Sloping crystalline falling away skies

nudge a luxuriant forested isle - wide-eyed tree-skipping lemur-strewn -

obediently it slides eastward, ever further distant from anchoring shores.

 

A boat-less earth.

Hunched up blood-licking apes locked into fruit-held rift valleys. 

Sharpening their flints. 

 

The sautéing sifaka, jitters, nervy, princely pirouettes. 

Esoteric treasure trove, trust-bound, 

assembled exotica anciently unfolds. 

 

In solitude, a jolly party contained together in pacific balance:

reptilian bug-eyed chameleons sure and slow-footed, 

shy slinking Fossa, a lone long-fingered aye-aye absentmindedly 

tapping out dangerous omens in primeval morse code.

 

Waves crash, anguished howls -

one rogue boatful with hungry bellies and hatchets. 

Chameleons adjust multi-coloured jackets 

- to hide away fast. 

 

The island’s grizzled chains slip their moorings

grind down Noah’s Ark of charms. 

Axes sear, slice, ricochet

Malagasy’s pristine wonders slump - wounded, bloodied, defiled.

 

The world’s fourth largest isle, 

once tree carpeted now down to rubbed raw floor boards.  

 

PORTUGUESE SEAHORSE (long-snouted) LIVING ON THE EDGE

A sea creature, to cradle, adore -

escorting its life mate across millennial seascapes.

A bobbing coquettishness

Swimming awkwardly in Algarvian currents. 

 

Horse-tails like baby-hands reach out for Neptune’s parental comforts, 

wrapping around gentle swaying seagrasses. 

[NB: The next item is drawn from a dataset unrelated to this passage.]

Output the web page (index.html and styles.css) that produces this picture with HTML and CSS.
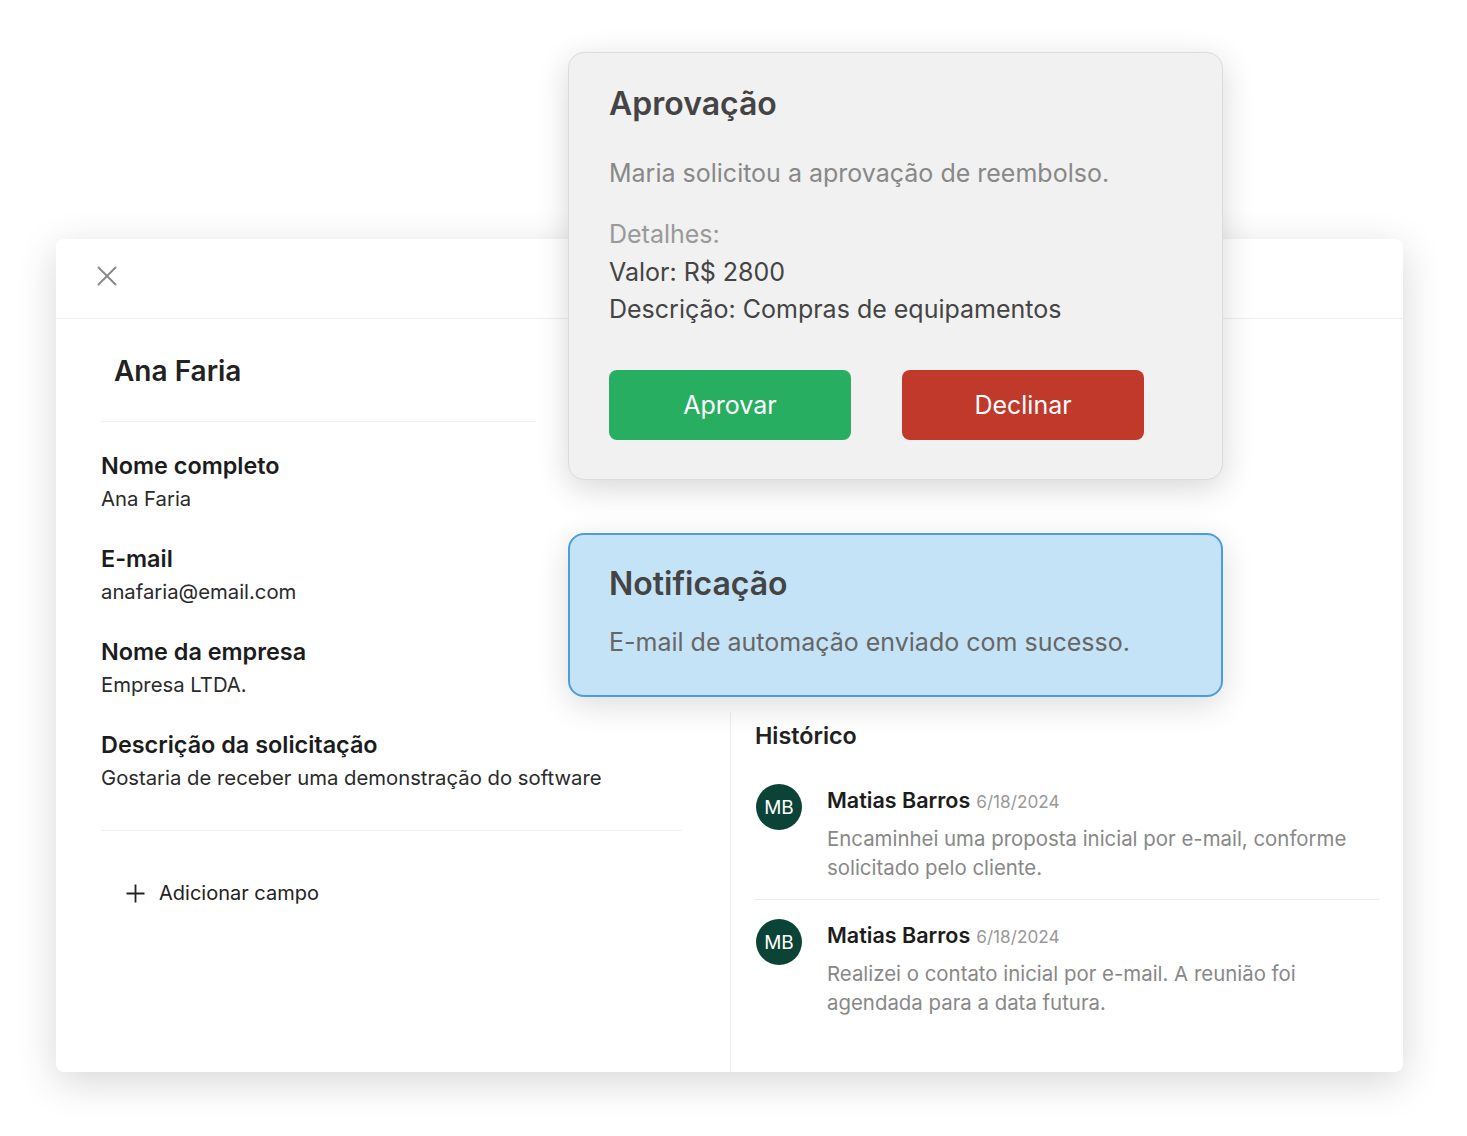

A delicate dance and exchange of your 400 young; 

Your once-in-a-life-time long-snouted mate, with ultimate fatherly caresses.

 

The collection of all the Silvery tears 

can’t compensate for Anthropocene encroachments:

An ocean of plasticity, rapacious ripping fishing nets.

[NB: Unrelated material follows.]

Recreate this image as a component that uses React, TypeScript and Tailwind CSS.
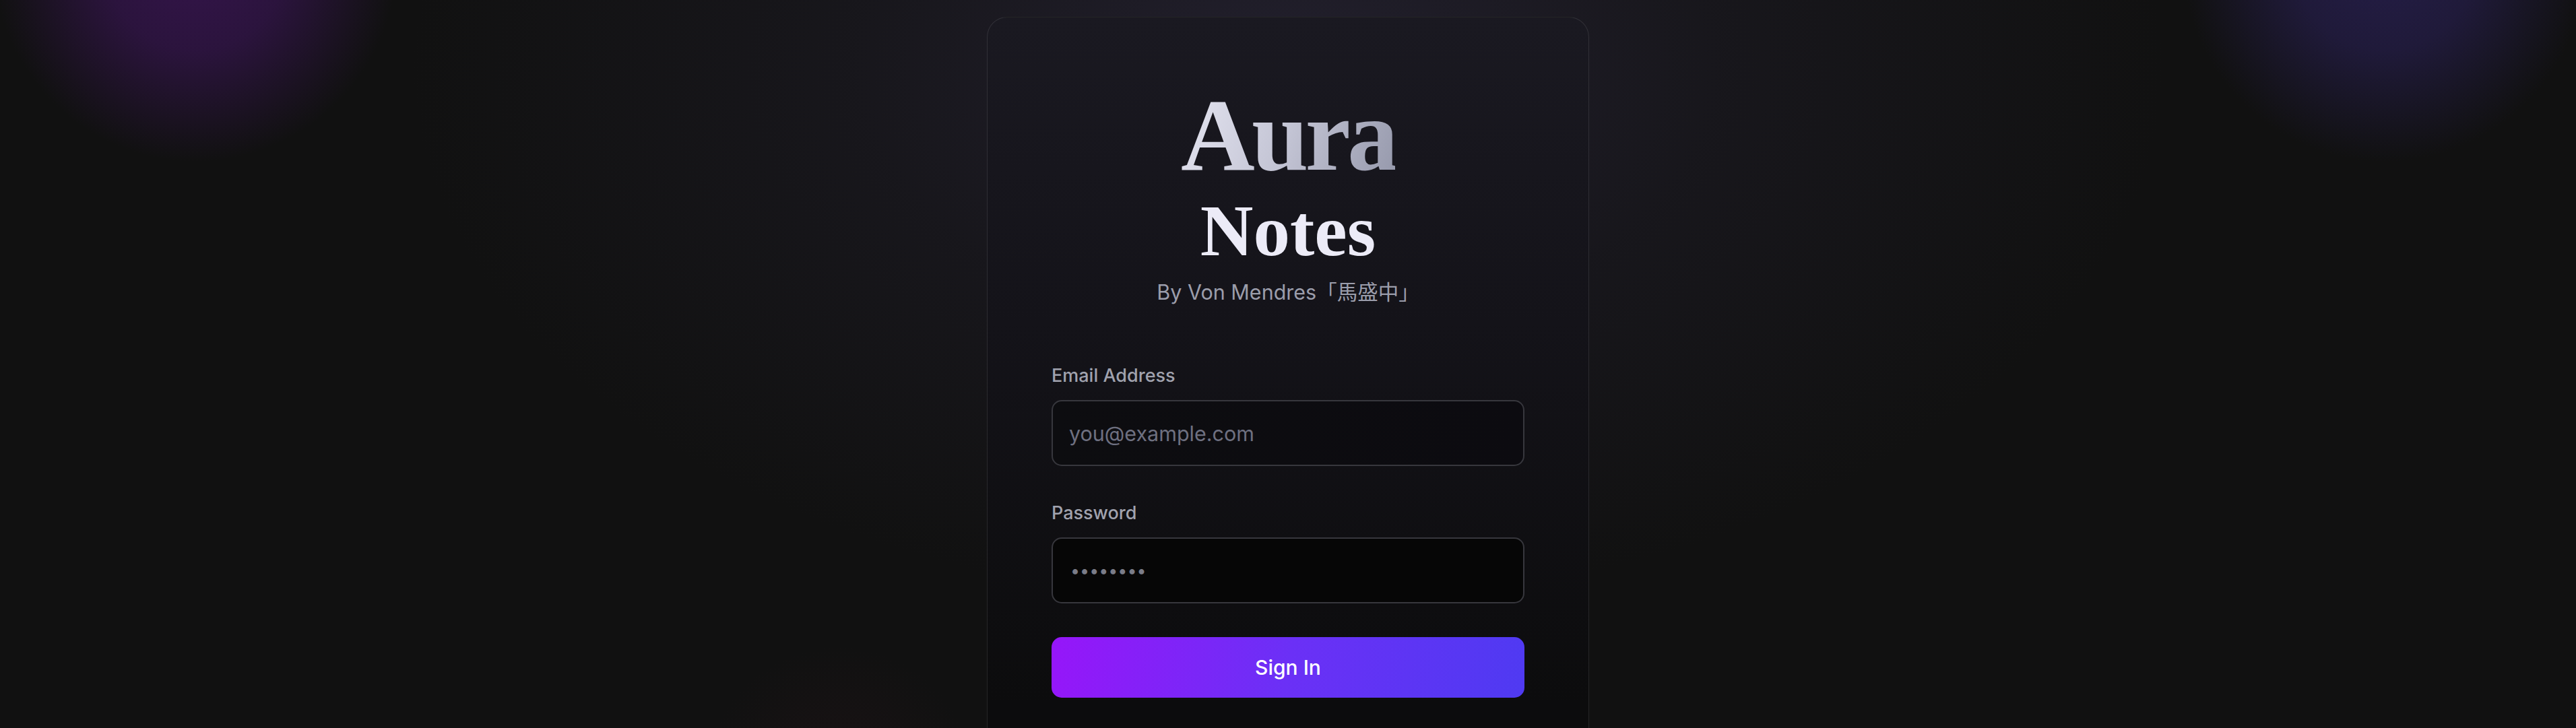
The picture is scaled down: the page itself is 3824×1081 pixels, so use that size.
import { useState } from "react";

const LoginCard = () => {
  const [email, setEmail] = useState("");

  return (
    <div className="relative z-10 mt-[25px] w-[894px] rounded-[30px] border border-white/[0.1] bg-[linear-gradient(180deg,#1a1921_0%,#141319_40%,#0c0c0d_90%)] px-[95px] pt-[99px] pb-[120px]">
      <div className="flex flex-col items-center">
        <h1 className="bg-[linear-gradient(110deg,#e6e6f2_0%,#c3c4d4_50%,#9598ab_100%)] bg-clip-text font-['Liberation_Serif',serif] text-[152px] leading-none font-bold tracking-[-5px] text-transparent">
          Aura
        </h1>
        <h2 className="mt-[11px] font-['Liberation_Serif',serif] text-[109px] leading-none font-bold text-[#ecebf7]">
          Notes
        </h2>
        <p className="mt-[17px] text-[30.5px] leading-[40px] text-[#9b9dab]">
          By Von Mendres「馬盛中」
        </p>
      </div>

      <form className="mt-[86px] flex flex-col" onSubmit={(e) => e.preventDefault()}>
        <label className="text-[27px] leading-[36px] font-medium text-[#a0a2ae]">Email Address</label>
        <input
          type="email"
          value={email}
          onChange={(e) => setEmail(e.target.value)}
          placeholder="you@example.com"
          className="mt-[18px] h-[98px] rounded-[15px] border-2 border-[#37373d] bg-[linear-gradient(90deg,#0d0d10,#0c0b10)] pl-[24px] text-[30.5px] text-[#d4d4dc] outline-none placeholder:text-[#6e7080]"
        />

        <label className="mt-[52px] text-[27px] leading-[36px] font-medium text-[#a0a2ae]">Password</label>
        <input
          type="password"
          defaultValue="password"
          className="mt-[18px] h-[98px] rounded-[15px] border-2 border-[#37373d] bg-[#060606] pl-[26px] text-[25px] text-[#7a7c88] outline-none"
        />

        <button
          type="submit"
          className="mt-[50px] h-[90px] rounded-[15px] bg-[linear-gradient(100deg,#9616f9_0%,#6b30f6_50%,#4f3af2_100%)] text-[30px] font-medium text-white"
        >
          Sign In
        </button>
      </form>
    </div>
  );
};

const App = () => {
  return (
    <div className="relative flex min-h-screen w-full justify-center overflow-hidden bg-[#111111] font-['Inter','Noto_Sans_CJK_TC',sans-serif]">
      {/* background glows */}
      <div className="pointer-events-none absolute left-[-10px] top-[-360px] h-[600px] w-[600px] rounded-full bg-[radial-gradient(closest-side,rgba(52,20,74,1)_0%,rgba(46,20,66,0.9)_45%,rgba(17,17,17,0)_100%)]" />
      <div className="pointer-events-none absolute left-[3240px] top-[-360px] h-[600px] w-[600px] rounded-full bg-[radial-gradient(closest-side,rgba(36,29,70,1)_0%,rgba(33,27,62,0.9)_45%,rgba(17,17,17,0)_100%)]" />
      <div className="pointer-events-none absolute left-[1045px] top-[960px] h-[400px] w-[400px] rounded-full bg-[radial-gradient(closest-side,rgba(36,20,24,0.45)_0%,rgba(17,17,17,0)_100%)]" />
      <div className="pointer-events-none absolute left-[612px] top-[-700px] h-[1600px] w-[2600px] rounded-full bg-[radial-gradient(closest-side,rgba(36,33,48,0.9)_0%,rgba(30,28,38,0.5)_50%,rgba(17,17,17,0)_100%)]" />

      <LoginCard />
    </div>
  );
};

export default App;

A screen-based sea of humanity’s unkindness.

 

Snouts snuffling, a scorched earth tribe,

A noisy distracted indifference: 

Your impending homelessness

Your offsprings’ melancholic fears.

 

New Gods empty out the seas

Ladling in their toxicity and carelessness:

A seagrass meadow depletion

Your cherished young rendered fatherless.